Your online identity and publication record

Your online identity can be made up of many elements – both private and academic. These range from employee pages to academic profiles to social media. Some general tips for maintaining your presence are:

  • Take control: Take control over your digital presence, ensuring that the information about you and your research is correct.
     
  • Keep it up to date: Update your research interests to reflect your current projects/applications and position, and avoid having old or contradictory profiles.
     
  • Decide what you want: Are you interested in social media and engaging in discussion? Maybe a high-engagement platform like academic twitter is for you. Do you think social media is a waste of time? Stick to the minimum - an ORCiD profile and updating your UiB profile page. Read about your options in the sections below.
     
  • Create profiles in (social) academic network sites and databases: Read about your options in the sections below.
     
  • Consider the online presence of your projects too: Projects can have accounts on twitter and academic social networking sites which allow followers, updates and sharing of publications (example: a UiB-led project on Twitter).

About: Your UiB profile page

All employees at UiB have their own profile webpage. This should be maintained, as when people google your name, this is likely to be amongst the top results!

It's good practice to write a short research statement so it’s immediately clear what you are working on - preferably one that is clear not only to other researchers in your field, but also to other researchers, students or journalists. You can also add fields of competence, and a publication list which is automatically updated from CRISTIN.

To ensure all your publications are included (also those published outside Norway) you can add a link to one of the author profiles mentioned below. You can also link your profile to your ORCiD record.

You can read more about your profile page in the employee pages and in UiBs brand guide.

About: Academic profiles (ORCiD, Google scholar, Publons, Scopus)

These include the services which focus on avoiding author ambiguity and profiling your activities (e.g. publishing, peer review).

Author ambiguity: ORCID, ResearcherID from Publons (Web of Science) and Scopus Author IDs (Elsevier) offer a solution to this problem, providing a unique identifier that distinguishes you from any other researchers - despite name changes or similiarities. We recommend that researchers use ORCiD, as it is a non-profit organisation focusing on privacy and researcher control. It can be included in your publications when publishing, or publications can be added to it later.
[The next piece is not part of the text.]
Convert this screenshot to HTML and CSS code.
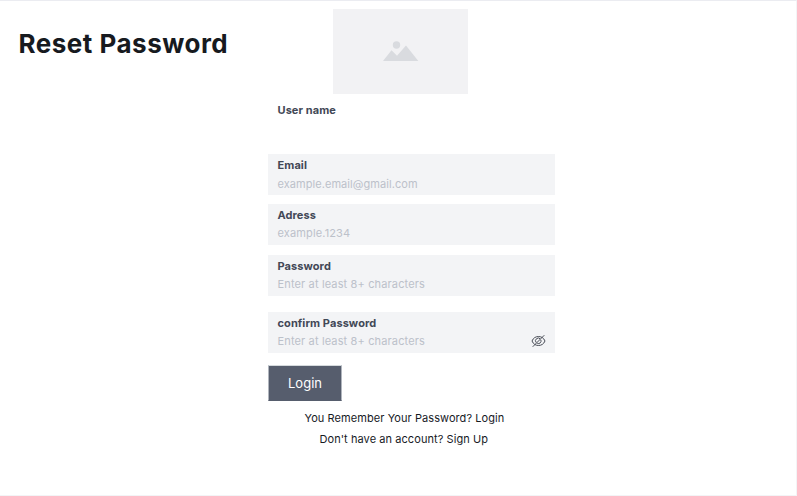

Profiling your activities: You can claim/create an author profile on ORCID, Google Scholar, Publons, Scopus or Microsoft Academic. These can be used to display a publication record, your interests and affiliation. Depending on the platform, you may also be able to add peer review, editorial activity, teaching, and a research statement. Some also provide statistics, for example citations or h-index.

Do you need guidance in how to set up a profile? Advice on which to platform choose? Are you wondering how to find your h-index or other statistics? Check our guide, "Profiles and Publishing statistics", on MittUiB.

About: Academic social network sites

Prominent academic social network sites include ResearchGate, Adademia.edu and Mendeley (Elsevier). On academic social network sites, you can:

  • establish a personal profile with academic information
  • share publications and data sets
  • follow other researchers or projects (and be followed)
  • engage in discussions and write messages
  • monitor your own impact and that of your peers by checking the number of views, downloads, and citations.

If you upload your publication, make sure that you are following copyright laws. You can find more information about copyright here. There can often be stricter rules around sharing your work in a commercial repository (academic social networking sites) than an institutional repository, so sharing in an institutional repository and linking to it may be an alternative.